## WHAT THE EXERCISE ASKS
Copy out all the records, word for word.

## RECORDS
-----
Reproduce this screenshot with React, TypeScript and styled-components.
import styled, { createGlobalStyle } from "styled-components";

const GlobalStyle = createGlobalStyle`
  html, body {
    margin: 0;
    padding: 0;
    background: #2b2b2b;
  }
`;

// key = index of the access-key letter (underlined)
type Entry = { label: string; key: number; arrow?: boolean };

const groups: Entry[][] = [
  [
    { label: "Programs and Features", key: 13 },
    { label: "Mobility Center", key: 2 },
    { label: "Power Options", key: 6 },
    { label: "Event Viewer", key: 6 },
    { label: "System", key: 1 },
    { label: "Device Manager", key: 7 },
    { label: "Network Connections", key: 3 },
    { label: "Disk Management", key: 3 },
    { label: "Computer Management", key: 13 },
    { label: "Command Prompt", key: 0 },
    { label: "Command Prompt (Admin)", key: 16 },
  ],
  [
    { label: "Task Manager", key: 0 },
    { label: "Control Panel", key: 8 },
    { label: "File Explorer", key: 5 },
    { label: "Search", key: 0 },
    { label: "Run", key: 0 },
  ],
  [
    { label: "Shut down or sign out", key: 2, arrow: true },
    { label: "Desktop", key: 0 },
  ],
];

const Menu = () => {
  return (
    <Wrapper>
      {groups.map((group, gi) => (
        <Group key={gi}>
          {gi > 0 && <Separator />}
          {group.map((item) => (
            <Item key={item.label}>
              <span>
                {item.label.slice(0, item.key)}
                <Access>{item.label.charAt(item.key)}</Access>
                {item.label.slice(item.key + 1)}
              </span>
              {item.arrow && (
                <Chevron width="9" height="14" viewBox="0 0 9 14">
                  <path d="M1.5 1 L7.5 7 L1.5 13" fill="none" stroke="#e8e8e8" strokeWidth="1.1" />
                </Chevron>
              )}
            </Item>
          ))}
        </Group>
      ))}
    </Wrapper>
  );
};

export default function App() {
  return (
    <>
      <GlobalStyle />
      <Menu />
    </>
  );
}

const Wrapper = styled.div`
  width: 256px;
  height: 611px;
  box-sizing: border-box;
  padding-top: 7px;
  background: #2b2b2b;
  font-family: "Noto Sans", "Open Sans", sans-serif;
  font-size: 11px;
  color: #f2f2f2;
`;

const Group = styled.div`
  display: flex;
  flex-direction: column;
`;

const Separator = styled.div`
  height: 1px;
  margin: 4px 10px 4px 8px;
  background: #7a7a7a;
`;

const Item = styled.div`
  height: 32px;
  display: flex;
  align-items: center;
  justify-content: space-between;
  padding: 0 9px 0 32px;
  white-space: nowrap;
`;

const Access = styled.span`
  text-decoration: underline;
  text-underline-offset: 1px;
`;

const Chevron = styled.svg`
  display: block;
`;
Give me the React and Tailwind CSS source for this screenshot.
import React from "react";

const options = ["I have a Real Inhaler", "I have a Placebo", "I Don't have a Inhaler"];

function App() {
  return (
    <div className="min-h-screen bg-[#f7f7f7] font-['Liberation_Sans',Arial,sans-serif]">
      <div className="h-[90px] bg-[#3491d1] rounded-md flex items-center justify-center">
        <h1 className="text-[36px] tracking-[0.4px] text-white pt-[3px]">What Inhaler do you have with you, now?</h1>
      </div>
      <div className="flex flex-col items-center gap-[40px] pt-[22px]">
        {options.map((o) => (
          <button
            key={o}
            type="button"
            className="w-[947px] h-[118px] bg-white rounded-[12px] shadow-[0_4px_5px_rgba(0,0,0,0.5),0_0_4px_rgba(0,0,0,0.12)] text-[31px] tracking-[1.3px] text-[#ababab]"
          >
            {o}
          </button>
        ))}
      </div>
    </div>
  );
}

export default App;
-----
## ANSWER TO THIS EXERCISE
Reproduce this screenshot with React, TypeScript and styled-components.
import styled, { createGlobalStyle } from "styled-components";

const GlobalStyle = createGlobalStyle`
  html, body {
    margin: 0;
    padding: 0;
    background: #2b2b2b;
  }
`;

// key = index of the access-key letter (underlined)
type Entry = { label: string; key: number; arrow?: boolean };

const groups: Entry[][] = [
  [
    { label: "Programs and Features", key: 13 },
    { label: "Mobility Center", key: 2 },
    { label: "Power Options", key: 6 },
    { label: "Event Viewer", key: 6 },
    { label: "System", key: 1 },
    { label: "Device Manager", key: 7 },
    { label: "Network Connections", key: 3 },
    { label: "Disk Management", key: 3 },
    { label: "Computer Management", key: 13 },
    { label: "Command Prompt", key: 0 },
    { label: "Command Prompt (Admin)", key: 16 },
  ],
  [
    { label: "Task Manager", key: 0 },
    { label: "Control Panel", key: 8 },
    { label: "File Explorer", key: 5 },
    { label: "Search", key: 0 },
    { label: "Run", key: 0 },
  ],
  [
    { label: "Shut down or sign out", key: 2, arrow: true },
    { label: "Desktop", key: 0 },
  ],
];

const Menu = () => {
  return (
    <Wrapper>
      {groups.map((group, gi) => (
        <Group key={gi}>
          {gi > 0 && <Separator />}
          {group.map((item) => (
            <Item key={item.label}>
              <span>
                {item.label.slice(0, item.key)}
                <Access>{item.label.charAt(item.key)}</Access>
                {item.label.slice(item.key + 1)}
              </span>
              {item.arrow && (
                <Chevron width="9" height="14" viewBox="0 0 9 14">
                  <path d="M1.5 1 L7.5 7 L1.5 13" fill="none" stroke="#e8e8e8" strokeWidth="1.1" />
                </Chevron>
              )}
            </Item>
          ))}
        </Group>
      ))}
    </Wrapper>
  );
};

export default function App() {
  return (
    <>
      <GlobalStyle />
      <Menu />
    </>
  );
}

const Wrapper = styled.div`
  width: 256px;
  height: 611px;
  box-sizing: border-box;
  padding-top: 7px;
  background: #2b2b2b;
  font-family: "Noto Sans", "Open Sans", sans-serif;
  font-size: 11px;
  color: #f2f2f2;
`;

const Group = styled.div`
  display: flex;
  flex-direction: column;
`;

const Separator = styled.div`
  height: 1px;
  margin: 4px 10px 4px 8px;
  background: #7a7a7a;
`;

const Item = styled.div`
  height: 32px;
  display: flex;
  align-items: center;
  justify-content: space-between;
  padding: 0 9px 0 32px;
  white-space: nowrap;
`;

const Access = styled.span`
  text-decoration: underline;
  text-underline-offset: 1px;
`;

const Chevron = styled.svg`
  display: block;
`;
Give me the React and Tailwind CSS source for this screenshot.
import React from "react";

const options = ["I have a Real Inhaler", "I have a Placebo", "I Don't have a Inhaler"];

function App() {
  return (
    <div className="min-h-screen bg-[#f7f7f7] font-['Liberation_Sans',Arial,sans-serif]">
      <div className="h-[90px] bg-[#3491d1] rounded-md flex items-center justify-center">
        <h1 className="text-[36px] tracking-[0.4px] text-white pt-[3px]">What Inhaler do you have with you, now?</h1>
      </div>
      <div className="flex flex-col items-center gap-[40px] pt-[22px]">
        {options.map((o) => (
          <button
            key={o}
            type="button"
            className="w-[947px] h-[118px] bg-white rounded-[12px] shadow-[0_4px_5px_rgba(0,0,0,0.5),0_0_4px_rgba(0,0,0,0.12)] text-[31px] tracking-[1.3px] text-[#ababab]"
          >
            {o}
          </button>
        ))}
      </div>
    </div>
  );
}

export default App;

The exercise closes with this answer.